**YOUR GOAL**
Write out each line beneath this one exactly as it reads.
►
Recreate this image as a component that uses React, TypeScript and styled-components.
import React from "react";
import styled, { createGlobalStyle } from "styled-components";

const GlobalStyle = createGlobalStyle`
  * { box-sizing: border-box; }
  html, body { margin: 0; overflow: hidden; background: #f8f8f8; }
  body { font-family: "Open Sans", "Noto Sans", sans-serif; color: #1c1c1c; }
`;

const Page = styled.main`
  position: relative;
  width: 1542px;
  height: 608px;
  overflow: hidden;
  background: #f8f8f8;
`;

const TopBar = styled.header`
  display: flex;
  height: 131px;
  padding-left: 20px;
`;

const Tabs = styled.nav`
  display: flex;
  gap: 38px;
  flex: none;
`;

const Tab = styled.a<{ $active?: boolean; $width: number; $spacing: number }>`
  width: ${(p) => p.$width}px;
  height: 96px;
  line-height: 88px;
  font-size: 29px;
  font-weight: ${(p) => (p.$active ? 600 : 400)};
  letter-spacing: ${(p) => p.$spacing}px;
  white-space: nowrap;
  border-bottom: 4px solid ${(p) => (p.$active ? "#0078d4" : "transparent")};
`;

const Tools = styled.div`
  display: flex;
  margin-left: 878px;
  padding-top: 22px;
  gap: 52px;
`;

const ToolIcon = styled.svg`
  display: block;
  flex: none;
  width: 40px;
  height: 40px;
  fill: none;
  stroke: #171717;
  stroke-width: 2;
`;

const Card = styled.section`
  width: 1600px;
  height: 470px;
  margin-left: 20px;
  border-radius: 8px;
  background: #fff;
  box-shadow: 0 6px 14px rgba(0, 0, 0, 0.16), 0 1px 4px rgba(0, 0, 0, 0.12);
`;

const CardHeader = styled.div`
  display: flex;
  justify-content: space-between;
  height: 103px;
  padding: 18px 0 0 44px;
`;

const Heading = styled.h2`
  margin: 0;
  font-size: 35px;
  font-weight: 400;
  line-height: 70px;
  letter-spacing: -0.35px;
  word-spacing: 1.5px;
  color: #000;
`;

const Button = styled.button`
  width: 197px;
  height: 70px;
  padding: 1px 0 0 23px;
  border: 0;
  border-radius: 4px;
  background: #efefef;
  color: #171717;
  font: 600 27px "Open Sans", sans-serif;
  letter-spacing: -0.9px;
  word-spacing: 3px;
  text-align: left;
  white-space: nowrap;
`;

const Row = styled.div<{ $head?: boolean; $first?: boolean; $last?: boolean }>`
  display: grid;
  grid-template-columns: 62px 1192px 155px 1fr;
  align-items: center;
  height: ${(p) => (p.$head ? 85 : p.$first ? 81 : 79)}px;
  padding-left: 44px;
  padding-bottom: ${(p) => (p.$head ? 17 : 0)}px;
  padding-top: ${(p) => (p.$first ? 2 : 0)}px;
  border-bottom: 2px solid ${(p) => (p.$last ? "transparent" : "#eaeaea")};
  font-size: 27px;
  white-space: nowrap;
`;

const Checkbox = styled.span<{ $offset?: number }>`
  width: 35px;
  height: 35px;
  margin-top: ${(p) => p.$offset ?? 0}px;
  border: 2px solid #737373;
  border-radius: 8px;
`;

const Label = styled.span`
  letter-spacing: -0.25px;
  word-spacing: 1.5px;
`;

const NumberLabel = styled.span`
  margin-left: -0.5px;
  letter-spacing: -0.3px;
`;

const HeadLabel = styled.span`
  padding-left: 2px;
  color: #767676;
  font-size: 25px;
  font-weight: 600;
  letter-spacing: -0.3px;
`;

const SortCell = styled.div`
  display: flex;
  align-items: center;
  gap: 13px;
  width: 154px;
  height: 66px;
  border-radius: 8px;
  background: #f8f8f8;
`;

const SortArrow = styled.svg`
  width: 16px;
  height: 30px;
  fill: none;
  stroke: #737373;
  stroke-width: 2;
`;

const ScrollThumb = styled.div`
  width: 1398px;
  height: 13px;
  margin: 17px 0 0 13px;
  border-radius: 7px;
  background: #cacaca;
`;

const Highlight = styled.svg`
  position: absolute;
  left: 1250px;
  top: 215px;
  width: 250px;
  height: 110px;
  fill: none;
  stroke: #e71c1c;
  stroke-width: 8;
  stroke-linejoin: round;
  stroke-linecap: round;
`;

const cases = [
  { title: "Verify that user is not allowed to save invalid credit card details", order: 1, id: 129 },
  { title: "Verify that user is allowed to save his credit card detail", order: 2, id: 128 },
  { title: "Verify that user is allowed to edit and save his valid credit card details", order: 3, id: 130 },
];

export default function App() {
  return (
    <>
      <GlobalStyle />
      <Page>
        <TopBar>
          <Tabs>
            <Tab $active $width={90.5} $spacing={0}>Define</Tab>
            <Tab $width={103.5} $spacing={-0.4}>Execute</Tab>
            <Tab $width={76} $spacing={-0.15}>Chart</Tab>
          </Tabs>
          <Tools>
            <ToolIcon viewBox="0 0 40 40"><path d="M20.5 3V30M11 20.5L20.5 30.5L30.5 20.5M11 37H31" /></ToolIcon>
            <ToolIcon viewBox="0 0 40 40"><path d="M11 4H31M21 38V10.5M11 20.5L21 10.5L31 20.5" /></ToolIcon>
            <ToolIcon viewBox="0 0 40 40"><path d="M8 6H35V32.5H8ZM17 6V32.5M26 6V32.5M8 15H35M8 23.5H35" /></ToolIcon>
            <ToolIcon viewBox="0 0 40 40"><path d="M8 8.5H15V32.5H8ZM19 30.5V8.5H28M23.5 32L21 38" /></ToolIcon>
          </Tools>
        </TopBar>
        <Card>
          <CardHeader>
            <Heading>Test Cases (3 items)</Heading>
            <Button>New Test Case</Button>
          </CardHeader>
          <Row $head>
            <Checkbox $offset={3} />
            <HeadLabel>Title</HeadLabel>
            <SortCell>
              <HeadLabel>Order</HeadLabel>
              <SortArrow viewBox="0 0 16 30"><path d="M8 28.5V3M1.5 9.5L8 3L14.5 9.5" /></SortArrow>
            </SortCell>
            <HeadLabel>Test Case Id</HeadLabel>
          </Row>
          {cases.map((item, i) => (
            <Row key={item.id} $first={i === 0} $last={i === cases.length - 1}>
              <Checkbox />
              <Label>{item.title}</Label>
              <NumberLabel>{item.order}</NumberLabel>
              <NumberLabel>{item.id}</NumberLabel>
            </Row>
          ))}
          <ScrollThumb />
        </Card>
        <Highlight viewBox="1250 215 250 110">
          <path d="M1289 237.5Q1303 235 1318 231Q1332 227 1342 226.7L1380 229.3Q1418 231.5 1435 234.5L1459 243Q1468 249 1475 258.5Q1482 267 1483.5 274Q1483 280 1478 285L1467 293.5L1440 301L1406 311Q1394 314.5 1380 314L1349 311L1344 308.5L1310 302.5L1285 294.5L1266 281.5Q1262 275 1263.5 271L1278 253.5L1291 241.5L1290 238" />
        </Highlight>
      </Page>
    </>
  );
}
◄
**TASK ANSWER**
Recreate this image as a component that uses React, TypeScript and styled-components.
import React from "react";
import styled, { createGlobalStyle } from "styled-components";

const GlobalStyle = createGlobalStyle`
  * { box-sizing: border-box; }
  html, body { margin: 0; overflow: hidden; background: #f8f8f8; }
  body { font-family: "Open Sans", "Noto Sans", sans-serif; color: #1c1c1c; }
`;

const Page = styled.main`
  position: relative;
  width: 1542px;
  height: 608px;
  overflow: hidden;
  background: #f8f8f8;
`;

const TopBar = styled.header`
  display: flex;
  height: 131px;
  padding-left: 20px;
`;

const Tabs = styled.nav`
  display: flex;
  gap: 38px;
  flex: none;
`;

const Tab = styled.a<{ $active?: boolean; $width: number; $spacing: number }>`
  width: ${(p) => p.$width}px;
  height: 96px;
  line-height: 88px;
  font-size: 29px;
  font-weight: ${(p) => (p.$active ? 600 : 400)};
  letter-spacing: ${(p) => p.$spacing}px;
  white-space: nowrap;
  border-bottom: 4px solid ${(p) => (p.$active ? "#0078d4" : "transparent")};
`;

const Tools = styled.div`
  display: flex;
  margin-left: 878px;
  padding-top: 22px;
  gap: 52px;
`;

const ToolIcon = styled.svg`
  display: block;
  flex: none;
  width: 40px;
  height: 40px;
  fill: none;
  stroke: #171717;
  stroke-width: 2;
`;

const Card = styled.section`
  width: 1600px;
  height: 470px;
  margin-left: 20px;
  border-radius: 8px;
  background: #fff;
  box-shadow: 0 6px 14px rgba(0, 0, 0, 0.16), 0 1px 4px rgba(0, 0, 0, 0.12);
`;

const CardHeader = styled.div`
  display: flex;
  justify-content: space-between;
  height: 103px;
  padding: 18px 0 0 44px;
`;

const Heading = styled.h2`
  margin: 0;
  font-size: 35px;
  font-weight: 400;
  line-height: 70px;
  letter-spacing: -0.35px;
  word-spacing: 1.5px;
  color: #000;
`;

const Button = styled.button`
  width: 197px;
  height: 70px;
  padding: 1px 0 0 23px;
  border: 0;
  border-radius: 4px;
  background: #efefef;
  color: #171717;
  font: 600 27px "Open Sans", sans-serif;
  letter-spacing: -0.9px;
  word-spacing: 3px;
  text-align: left;
  white-space: nowrap;
`;

const Row = styled.div<{ $head?: boolean; $first?: boolean; $last?: boolean }>`
  display: grid;
  grid-template-columns: 62px 1192px 155px 1fr;
  align-items: center;
  height: ${(p) => (p.$head ? 85 : p.$first ? 81 : 79)}px;
  padding-left: 44px;
  padding-bottom: ${(p) => (p.$head ? 17 : 0)}px;
  padding-top: ${(p) => (p.$first ? 2 : 0)}px;
  border-bottom: 2px solid ${(p) => (p.$last ? "transparent" : "#eaeaea")};
  font-size: 27px;
  white-space: nowrap;
`;

const Checkbox = styled.span<{ $offset?: number }>`
  width: 35px;
  height: 35px;
  margin-top: ${(p) => p.$offset ?? 0}px;
  border: 2px solid #737373;
  border-radius: 8px;
`;

const Label = styled.span`
  letter-spacing: -0.25px;
  word-spacing: 1.5px;
`;

const NumberLabel = styled.span`
  margin-left: -0.5px;
  letter-spacing: -0.3px;
`;

const HeadLabel = styled.span`
  padding-left: 2px;
  color: #767676;
  font-size: 25px;
  font-weight: 600;
  letter-spacing: -0.3px;
`;

const SortCell = styled.div`
  display: flex;
  align-items: center;
  gap: 13px;
  width: 154px;
  height: 66px;
  border-radius: 8px;
  background: #f8f8f8;
`;

const SortArrow = styled.svg`
  width: 16px;
  height: 30px;
  fill: none;
  stroke: #737373;
  stroke-width: 2;
`;

const ScrollThumb = styled.div`
  width: 1398px;
  height: 13px;
  margin: 17px 0 0 13px;
  border-radius: 7px;
  background: #cacaca;
`;

const Highlight = styled.svg`
  position: absolute;
  left: 1250px;
  top: 215px;
  width: 250px;
  height: 110px;
  fill: none;
  stroke: #e71c1c;
  stroke-width: 8;
  stroke-linejoin: round;
  stroke-linecap: round;
`;

const cases = [
  { title: "Verify that user is not allowed to save invalid credit card details", order: 1, id: 129 },
  { title: "Verify that user is allowed to save his credit card detail", order: 2, id: 128 },
  { title: "Verify that user is allowed to edit and save his valid credit card details", order: 3, id: 130 },
];

export default function App() {
  return (
    <>
      <GlobalStyle />
      <Page>
        <TopBar>
          <Tabs>
            <Tab $active $width={90.5} $spacing={0}>Define</Tab>
            <Tab $width={103.5} $spacing={-0.4}>Execute</Tab>
            <Tab $width={76} $spacing={-0.15}>Chart</Tab>
          </Tabs>
          <Tools>
            <ToolIcon viewBox="0 0 40 40"><path d="M20.5 3V30M11 20.5L20.5 30.5L30.5 20.5M11 37H31" /></ToolIcon>
            <ToolIcon viewBox="0 0 40 40"><path d="M11 4H31M21 38V10.5M11 20.5L21 10.5L31 20.5" /></ToolIcon>
            <ToolIcon viewBox="0 0 40 40"><path d="M8 6H35V32.5H8ZM17 6V32.5M26 6V32.5M8 15H35M8 23.5H35" /></ToolIcon>
            <ToolIcon viewBox="0 0 40 40"><path d="M8 8.5H15V32.5H8ZM19 30.5V8.5H28M23.5 32L21 38" /></ToolIcon>
          </Tools>
        </TopBar>
        <Card>
          <CardHeader>
            <Heading>Test Cases (3 items)</Heading>
            <Button>New Test Case</Button>
          </CardHeader>
          <Row $head>
            <Checkbox $offset={3} />
            <HeadLabel>Title</HeadLabel>
            <SortCell>
              <HeadLabel>Order</HeadLabel>
              <SortArrow viewBox="0 0 16 30"><path d="M8 28.5V3M1.5 9.5L8 3L14.5 9.5" /></SortArrow>
            </SortCell>
            <HeadLabel>Test Case Id</HeadLabel>
          </Row>
          {cases.map((item, i) => (
            <Row key={item.id} $first={i === 0} $last={i === cases.length - 1}>
              <Checkbox />
              <Label>{item.title}</Label>
              <NumberLabel>{item.order}</NumberLabel>
              <NumberLabel>{item.id}</NumberLabel>
            </Row>
          ))}
          <ScrollThumb />
        </Card>
        <Highlight viewBox="1250 215 250 110">
          <path d="M1289 237.5Q1303 235 1318 231Q1332 227 1342 226.7L1380 229.3Q1418 231.5 1435 234.5L1459 243Q1468 249 1475 258.5Q1482 267 1483.5 274Q1483 280 1478 285L1467 293.5L1440 301L1406 311Q1394 314.5 1380 314L1349 311L1344 308.5L1310 302.5L1285 294.5L1266 281.5Q1262 275 1263.5 271L1278 253.5L1291 241.5L1290 238" />
        </Highlight>
      </Page>
    </>
  );
}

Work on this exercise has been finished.